Put more simply, why leave to government what can be solved by rumor and social stigma?

And if Kant's right, rational agents will never violate a contract, so we don't need to worry about it.

The problem with allowing military defense as the second function of government isn't that it's a bad thing for government to do, but rather that military defense shouldn't be alone in government-supported defenses.

From a functional standpoint, the only difference between a bomber or terrorist blowing up a building and an earthquake blowing up a building is that you can't retaliate against an earthquake. The only difference between an enemy poisoning a drinking supply and a dead animal poisoning a drinking supply is there's nobody to blame. If it's valid for the government to work to defend the populace from a bunch of invading humans, why shouldn't it also work to protect the populace from a bunch of invading microbes or tectonic plates?

Put more simply, public health and fire departments are social goods just as much as national sovereignty. Why would I pay protection money to a fire department when I can build my house next to someone who has an incentive for a fire in my house to not spread to his?

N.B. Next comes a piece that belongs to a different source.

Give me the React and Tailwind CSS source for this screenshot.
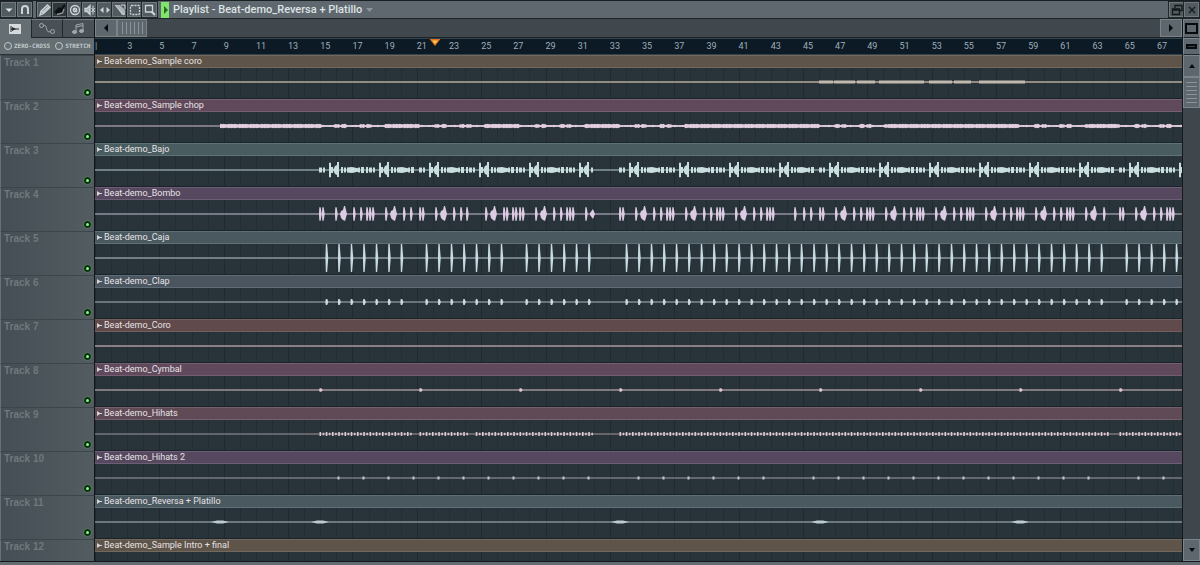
import { useState } from "react";
import clsx from "clsx";

const VIEW_W = 1087;
const MID = 14;
const BAR = 16.09;

const FULL = [16, "big24", 34, 41, 47, 50, 53];

// kick pattern, one entry for each 50 unit loop
const KICK = [
  [0, 3, ...FULL],
  [16, "big24", 34, 41, 50, 53],
  [16, "big24", 34, 41, 47],
  [16, "big24", 34, 37, 43, 46, 50, 53],
  FULL,
  [16, "small23"],
  [0, 3, ...FULL],
  FULL,
  FULL,
  [25, 34, 41, 50, 53],
  FULL,
  FULL,
  FULL,
  FULL,
  FULL,
  [16, "big24", 34],
  [0, 3, ...FULL],
];

const TRACKS = [
  { name: "Sample coro", wave: "choir", head: "bg-[#5f5449] border-[#73685d]", line: "text-[#9d968b]", thick: true },
  { name: "Sample chop", wave: "chop", head: "bg-[#60495a] border-[#74606e]", line: "text-[#e3cede]" },
  { name: "Bajo", wave: "bass", head: "bg-[#495c5f] border-[#5f7374]", line: "text-[#c9dfdf]" },
  { name: "Bombo", wave: "kick", head: "bg-[#56485f] border-[#6c5d74]", line: "text-[#dccbe3]" },
  { name: "Caja", wave: "snare", head: "bg-[#4a5960] border-[#5f7075]", line: "text-[#c9dbe2]" },
  { name: "Clap", wave: "clap", head: "bg-[#4a5560] border-[#5f6d77]", line: "text-[#b9c5cc]" },
  { name: "Coro", wave: "none", head: "bg-[#604a4c] border-[#745f5f]", line: "text-[#95878a]", thick: true },
  { name: "Cymbal", wave: "cymbal", head: "bg-[#60495c] border-[#745e6e]", line: "text-[#8b8088]", thick: true },
  { name: "Hihats", wave: "hats", head: "bg-[#604a56] border-[#745f6a]", line: "text-[#b4a2aa]" },
  { name: "Hihats 2", wave: "hats2", head: "bg-[#56495f] border-[#6c5e74]", line: "text-[#a9a5b2]" },
  { name: "Reversa + Platillo", wave: "reverse", head: "bg-[#4a5860] border-[#5f6f77]", line: "text-[#bccbd0]" },
  { name: "Sample Intro + final", wave: "none", head: "bg-[#5f5449] border-[#73685d]", line: "text-[#9d968b]" },
];

// waves that are brighter than their centre line
const WAVE_FILL = {
  choir: "#c0b9ac",
  clap: "#cbd8df",
  cymbal: "#dfc8d2",
  hats: "#dfc8d2",
  hats2: "#cbc6d4",
};

// closed shape: quick attack, short tail
const hit = (x, h, w = 1) =>
  `M${x - w} ${MID} L${x - w * 0.6} ${MID - h} L${x + w * 0.6} ${MID - h} L${x + w * 1.6} ${MID} L${x + w * 0.6} ${MID + h} L${x - w * 0.6} ${MID + h}Z`;

const block = (x1, x2, h) => `M${x1} ${MID - h}H${x2}V${MID + h}H${x1}Z`;

function snareSlots() {
  const out = [];
  for (let k = 0; k < 69; k++) {
    if ([7, 15, 22, 23, 63].includes(k)) continue;
    out.push(231.5 + k * 12.5);
  }
  return out;
}

function chopPath() {
  const loud = [[125, 227], [295, 325], [395, 425], [495, 525], [595, 725], [795, 925], [995, 1025]];
  const blobs = [17, 24, 42, 49, 67];
  let top = "";
  let bottom = "";
  for (let x = 125; x <= VIEW_W; x++) {
    const isLoud = loud.some(([a, b]) => x >= a && x < b);
    const pos = (x - 25) % 100;
    const isBlob = blobs.some((b) => Math.abs(pos - b) < 3);
    const noise = ((x * 37) % 11) / 14;
    const h = isLoud ? 1.6 + noise : isBlob ? 1.5 + noise : 0.7 + noise * 0.6;
    top += ` L${x} ${MID - h}`;
    bottom = ` L${x} ${MID + h}` + bottom;
  }
  return `M125 ${MID}${top}${bottom}Z`;
}

function bassPath() {
  let d = "";
  for (let k = 0; k < 18; k++) {
    const x = 225 + k * 50;
    if (k === 0 || k === 6) d += block(x - 1, x + 2, 2.5) + block(x + 3, x + 5, 2.5);
    d += block(x + 9, x + 11, 7.3) + block(x + 11, x + 13, 3);
    d += `M${x + 13} ${MID} L${x + 15} ${MID - 4} L${x + 17} ${MID - 5} V${MID - 8} H${x + 19} V${MID + 7} H${x + 17} V${MID + 5} L${x + 15} ${MID + 4}Z`;
    if (k === 5) {
      d += block(x + 21, x + 23, 2.5);
      continue;
    }
    d += block(x + 21, x + 23, 3) + block(x + 24, x + 26, 2.6);
    d += `M${x + 27} ${MID - 2.4} L${x + 32} ${MID - 3} L${x + 39} ${MID - 1.6} V${MID + 1.6} L${x + 32} ${MID + 3} L${x + 27} ${MID + 2.4}Z`;
    d += block(x + 38, x + 40, 2.4) + block(x + 41, x + 44, 3);
    const quiet = k % 8 === 1 || k === 15;
    if (!quiet) d += block(x + 46, x + 48, 3);
    d += block(x + 49, x + 52, 2.4) + block(x + 53, x + 55, 2.6);
  }
  return d;
}

function kickPath() {
  return KICK.map((hits, k) =>
    hits
      .map((h) => {
        const base = 225 + k * 50;
        if (h === "big24") {
          const x = base + 24;
          return `M${x - 4} ${MID} L${x - 3} ${MID - 3} L${x - 1} ${MID - 4} L${x} ${MID - 8} L${x + 1} ${MID - 8} L${x + 3} ${MID} L${x + 1} ${MID + 7} L${x - 1} ${MID + 6} L${x - 3} ${MID + 4}Z`;
        }
        if (h === "small23") {
          const x = base + 23;
          return `M${x - 3} ${MID - 1} L${x} ${MID - 5} L${x + 2} ${MID} L${x} ${MID + 5} L${x - 3} ${MID + 1}Z`;
        }
        return hit(base + h, 6.8, 1.1);
      })
      .join("")
  ).join("");
}

function hatsPath() {
  let d = "";
  for (let x = 224.5; x < VIEW_W; x += 3.125) {
    const gap = (x > 316 && x < 323) || (x > 373 && x < 379) || (x > 499 && x < 524) || (x > 1013 && x < 1023);
    if (gap) continue;
    const main = Math.round((x - 224.5) / 3.125) % 2 === 0;
    d += block(x, x + 1.6, main ? 2 : 1.2);
  }
  return d;
}

const PATHS = {
  none: "",
  chop: chopPath(),
  bass: bassPath(),
  kick: kickPath(),
  snare: snareSlots().map((x) => hit(x, 14, 1.1)).join(""),
  clap: snareSlots().map((x) => hit(x, 3, 1.2)).join(""),
  cymbal: [0, 1, 2, 3, 4, 5, 6, 7, 8].map((k) => hit(225.5 + k * 100, 1.8, 1.4)).join(""),
  hats: hatsPath(),
  hats2: Array.from({ length: 34 }, (_, k) => k)
    .filter((k) => ![11, 18, 31].includes(k))
    .map((k) => block(242.5 + k * 25, 244.5 + k * 25, 1.4))
    .join(""),
  reverse: [125, 225, 525, 725, 925]
    .map((x) => `M${x - 9} ${MID} L${x - 3} ${MID - 1.5} H${x + 3} L${x + 9} ${MID} L${x + 3} ${MID + 1.5} H${x - 3}Z`)
    .join(""),
  choir: [[724, 738], [739, 760], [762, 780], [784, 829], [834, 857], [859, 876], [884, 930]]
    .map(([a, b]) => block(a, b, 1.4))
    .join(""),
};

function Waveform({ track }) {
  return (
    <svg
      className={clsx("block h-[31px] w-full bg-[#29343a]", track.line)}
      viewBox={`0 0 ${VIEW_W} 31`}
      preserveAspectRatio="none"
      aria-hidden="true"
    >
      {Array.from({ length: 68 }, (_, i) => (
        <rect key={i} x={Math.round(i * BAR)} y="0" width="1" height="31" fill={i % 4 === 0 ? "#1f292f" : "#232e34"} />
      ))}
      <rect x="0" y="30" width={VIEW_W} height="1" fill="#1a242b" />
      <rect x="0" y={track.thick ? MID - 1 : MID - 0.5} width={VIEW_W} height={track.thick ? 2 : 1} fill="currentColor" opacity="0.9" />
      <path d={PATHS[track.wave]} fill={WAVE_FILL[track.wave] || "currentColor"} />
    </svg>
  );
}

function ToolButton({ label, active, children }) {
  return (
    <button
      type="button"
      aria-label={label}
      className={clsx(
        "flex h-[15px] w-[15px] items-center justify-center border border-[#70797e] outline outline-[#20282c]",
        active ? "bg-[#30383c]" : "bg-[#525b60]"
      )}
    >
      <svg className="h-3 w-3" viewBox="0 0 12 12" fill="none" stroke="#cdd5d8" strokeWidth="1.3">
        {children}
      </svg>
    </button>
  );
}

function TitleBar() {
  return (
    <header className="flex h-[19px] shrink-0 items-center border-t border-b border-t-[#1a1f23] border-b-[#1d2529] bg-[#5f686e] px-px">
      <div className="flex gap-px">
        <ToolButton label="Playlist menu">
          <path d="M2.5 4.5H9.5L6 8Z" fill="#dfe5e7" stroke="none" />
        </ToolButton>
        <ToolButton label="Snap">
          <path d="M3 10V5A3 3 0 0 1 9 5V10" strokeWidth="2" />
        </ToolButton>
      </div>
      <div className="ml-[5px] flex">
        <ToolButton label="Draw">
          <path d="M1 11L2 7L8.5 1L11 3.5L4.5 9.5Z" fill="#7d878b" />
          <path d="M2.5 7L5 9.5M4 8L9.5 3" />
        </ToolButton>
        <ToolButton label="Paint" active>
          <path d="M8 4L11 1" stroke="#0d1113" strokeWidth="2" />
          <path d="M1 8L5 4L9 5L8 8L4 10Z" fill="#0d1113" stroke="#0d1113" />
          <path d="M3 10.5L8.5 9L10 5" stroke="#8c969a" />
        </ToolButton>
        <ToolButton label="Delete">
          <circle cx="6" cy="6" r="4.5" />
          <circle cx="6" cy="6" r="1.8" />
          <path d="M4.5 4.5L8 8" />
        </ToolButton>
        <ToolButton label="Mute">
          <path d="M1 4.5H3L6 1.5V10.5L3 7.5H1Z" fill="#aab3b7" />
          <path d="M7.5 4L11 8M11 4L7.5 8M9 1.5V10.5" strokeWidth="1" />
        </ToolButton>
        <ToolButton label="Slip edit">
          <path d="M4.5 3V9L1 6ZM7.5 3V9L11 6Z" fill="#cdd5d8" stroke="none" />
        </ToolButton>
        <ToolButton label="Slice">
          <path d="M1 1H6L11 6V11H8Z" fill="#aab3b7" stroke="none" />
          <path d="M1 1L10 11M7 1H11V5" strokeWidth="1" />
        </ToolButton>
        <ToolButton label="Select">
          <rect x="1.5" y="1.5" width="9" height="9" rx="1" strokeDasharray="2 1" />
        </ToolButton>
        <ToolButton label="Zoom">
          <path d="M1.5 1.5H8.5V8H1.5Z" />
          <path d="M7.5 7.5L11 11" strokeWidth="2.2" />
        </ToolButton>
      </div>
      <button type="button" aria-label="Play" className="ml-[4px] flex h-4 w-[8px] items-center justify-center bg-[#7fe56b]">
        <svg className="h-[8px] w-[5px]" viewBox="0 0 5 8" fill="#2c6b25">
          <path d="M1 0L5 4L1 8Z" />
        </svg>
      </button>
      <h1 className="ml-[4px] font-[Roboto,sans-serif] text-[11px] leading-4 font-medium whitespace-nowrap text-[#dde3e5]">
        Playlist - Beat-demo_Reversa + Platillo
      </h1>
      <svg className="ml-1 h-[4px] w-[7px]" viewBox="0 0 7 4" fill="#8b9498">
        <path d="M0 0H7L3.5 4Z" />
      </svg>
      <div className="ml-auto flex">
        <ToolButton label="Restore window">
          <path d="M4 4V1.5H11V6.5H9M1.5 5H8.5V10.5H1.5ZM1.5 6H8.5" stroke="#12181b" />
        </ToolButton>
        <ToolButton label="Close">
          <path d="M3 3L9 9M9 3L3 9" stroke="#12181b" />
        </ToolButton>
      </div>
    </header>
  );
}

function Tab({ label, active, onClick, children }) {
  return (
    <button
      type="button"
      aria-label={label}
      onClick={onClick}
      className={clsx(
        "flex flex-1 items-center justify-center border-t border-t-[#727c81]",
        active ? "bg-[#646e73]" : "border-b border-l border-b-[#20282c] border-l-[#20282c] bg-[#495156]"
      )}
    >
      <svg className="h-[13px] w-[18px]" viewBox="0 0 18 13" fill="none" stroke="#a0a9ad">
        {children}
      </svg>
    </button>
  );
}

function ScrollButton({ label, className, d }) {
  return (
    <button type="button" aria-label={label} className={clsx("flex shrink-0 items-center justify-center border border-[#7a848a] bg-[#5d676d]", className)}>
      <svg className="h-[8px] w-[8px]" viewBox="0 0 8 8" fill="#080b0d">
        <path d={d} />
      </svg>
    </button>
  );
}

function SnapOption({ id, children }) {
  return (
    <label htmlFor={id} className="flex items-center gap-[2px] font-['DejaVu_Sans_Mono',monospace] text-[6px] leading-[8px] font-bold whitespace-nowrap text-[#c2cacd]">
      <input id={id} type="checkbox" className="h-[8px] w-[8px] appearance-none rounded-full border border-[#c2cacd] checked:bg-[#c2cacd]" />
      {children}
    </label>
  );
}

function TrackHeader({ number, on, onToggle }) {
  return (
    <div className="flex h-11 shrink-0 justify-between border-t border-l border-t-[#3d454a] border-l-[#66727a] bg-linear-to-r from-[#454e54] to-[#535c61] pl-[3px]">
      <span className="pt-px font-['Liberation_Sans',sans-serif] text-[10px] leading-[12px] font-bold text-[#6e797c]">
        Track {number}
      </span>
      <button
        type="button"
        aria-label={`Mute track ${number}`}
        onClick={onToggle}
        className="mr-[3px] mb-[3px] flex h-[7px] w-[7px] items-center justify-center self-end rounded-full border-2 border-[#0c2f10] bg-[#0c2f10] outline outline-[#5d8a62]/50"
      >
        <span className={clsx("h-[3px] w-[3px] shrink-0 rounded-full", on ? "bg-[#7dfb7c]" : "bg-[#214a24]")} />
      </button>
    </div>
  );
}

function Clip({ track }) {
  return (
    <div className="h-11 shrink-0">
      <div className={clsx("flex h-[13px] items-start gap-[2px] border-t border-b pl-[2px]", track.head)}>
        <svg className="mt-[3px] h-[5px] w-[5px] shrink-0" viewBox="0 0 5 5" fill="#d8d5d6">
          <path d="M0 0L3 2H5V3H3L0 5Z" />
        </svg>
        <span className="font-[Roboto,sans-serif] text-[9px] leading-[10px] whitespace-nowrap text-[#e6e2e4]">
          Beat-demo_{track.name}
        </span>
      </div>
      <Waveform track={track} />
    </div>
  );
}

function Ruler() {
  return (
    <div className="relative h-[17px] shrink-0 border-y border-t-[#33434c] border-b-[#33434c] bg-[#0b1a24]">
      <div className="grid h-full grid-cols-[repeat(33,minmax(0,200fr))_minmax(0,156fr)] font-[Roboto,sans-serif] text-[9px] leading-[15px] text-[#9fb0b8]">
        {Array.from({ length: 34 }, (_, i) => (
          <span key={i}>{i === 0 ? "|" : i * 2 + 1}</span>
        ))}
      </div>
      {/* song position */}
      <svg className="absolute top-0 left-[31.3%] h-[7px] -translate-x-1/2" width="11" viewBox="0 0 11 7">
        <path d="M0 0H11L5.5 7Z" fill="#e0701c" />
        <path d="M2.5 1.5H8.5L5.5 5Z" fill="#ffc85a" />
      </svg>
    </div>
  );
}

function App() {
  const [tab, setTab] = useState("clips");
  const [muted, setMuted] = useState({});

  const toggle = (i) => setMuted({ ...muted, [i]: !muted[i] });

  return (
    <div className="flex h-screen flex-col overflow-hidden bg-[#3f474c] select-none">
      <TitleBar />
      <div className="flex min-h-0 flex-1 border-b border-[#14191c]">
        <aside className="flex w-[95px] shrink-0 flex-col overflow-hidden border-r border-[#10171b]">
          <div className="flex h-[19px] shrink-0">
            <Tab label="Audio clips" active={tab === "clips"} onClick={() => setTab("clips")}>
              <rect x="3" y="1" width="12" height="10" fill="#d5dbdd" stroke="none" />
              <path d="M5 3V9M5 6H13" stroke="#20282c" />
              <path d="M6 4L10 6L6 8Z" fill="#20282c" stroke="none" />
            </Tab>
            <Tab label="Automation" active={tab === "automation"} onClick={() => setTab("automation")}>
              <circle cx="3.5" cy="3.5" r="2" />
              <circle cx="14.5" cy="9.5" r="2" />
              <path d="M5.5 3.5C10 2 7 12 12.5 9.5" />
            </Tab>
            <Tab label="Patterns" active={tab === "patterns"} onClick={() => setTab("patterns")}>
              <path d="M6 10V3L13 1.5V9M6 5L13 3.5" />
              <ellipse cx="4.5" cy="10" rx="2" ry="1.5" fill="#a0a9ad" />
              <ellipse cx="11.5" cy="9" rx="2" ry="1.5" fill="#a0a9ad" />
            </Tab>
          </div>
          <div className="flex h-[17px] shrink-0 items-center gap-[5px] border-b border-[#2a3236] bg-[#646e73] pl-[4px]">
            <SnapOption id="zero-cross">ZERO-CROSS</SnapOption>
            <SnapOption id="stretch">STRETCH</SnapOption>
          </div>
          {TRACKS.map((t, i) => (
            <TrackHeader key={t.name} number={i + 1} on={!muted[i]} onToggle={() => toggle(i)} />
          ))}
        </aside>

        <main className="flex min-w-0 flex-1 flex-col overflow-hidden">
          <div className="flex h-[19px] shrink-0 border-b border-[#1a2226] bg-[#40484d]">
            <ScrollButton label="Scroll left" className="w-[22px]" d="M6 0V8L2 4Z" />
            <div className="flex w-[30px] items-center justify-center gap-[3px] border border-[#7a848a] bg-[#5d676d]">
              {[0, 1, 2, 3, 4, 5].map((n) => (
                <span key={n} className="h-[12px] w-px bg-[#8a9499]" />
              ))}
            </div>
            <ScrollButton label="Scroll right" className="ml-auto w-[22px]" d="M2 0V8L6 4Z" />
          </div>
          <Ruler />
          {TRACKS.map((t) => (
            <Clip key={t.name} track={t} />
          ))}
        </main>

        <div className="flex w-[18px] shrink-0 flex-col border-l border-[#14191c] bg-[#40474c]">
          <button type="button" aria-label="Picker panel" className="flex h-[19px] shrink-0 items-center justify-center border border-b-[#20282c] border-[#7a848a] bg-[#5d676d]">
            <span className="h-[11px] w-[13px] border-2 border-[#080b0d]" />
          </button>
          <button type="button" aria-label="Track size" className="flex h-[17px] shrink-0 items-center justify-center border border-b-[#20282c] border-[#7a848a] bg-[#5d676d]">
            <span className="h-[5px] w-[11px] border-2 border-[#080b0d] bg-[#3a4348]" />
          </button>
          <ScrollButton label="Scroll up" className="h-[22px]" d="M1 6H7L4 2Z" />
          <div className="flex h-[31px] shrink-0 flex-col items-center justify-center gap-[3px] border border-[#7a848a] bg-[#5d676d]">
            {[0, 1, 2, 3, 4, 5].map((n) => (
              <span key={n} className="h-px w-[11px] bg-[#8a9499]" />
            ))}
          </div>
          <ScrollButton label="Scroll down" className="mt-auto h-[22px]" d="M1 2H7L4 6Z" />
        </div>
      </div>
      <footer className="h-[3px] shrink-0 bg-[#626c71]" />
    </div>
  );
}

export default App;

The success of modern economics is due in large part to applying evolutionary thinking to market participation. So why don't economists take the view that governments (which every society of significant size has developed) are adaptations, not flaws?
Comments 
27th-Sep-2007 07:21 am (UTC)
Milton Freedman is a total nutjob. Proof? The man believed in rational agents with perfect information!

The function of government is civilization. That includes military defense and contract enforcement, plus a hell of a lot of other things. Civilization is not automatic, easy, or free. When people argue against various elements of the infrastructure necessary to keep it running, I start to think they need to be watched carefully...
27th-Sep-2007 03:48 pm (UTC)
Milton Freedman is a total nutjob. Proof? The man believed in rational agents with perfect information!

Yes, but I'm willing to humor him in order to counter him on his own terms.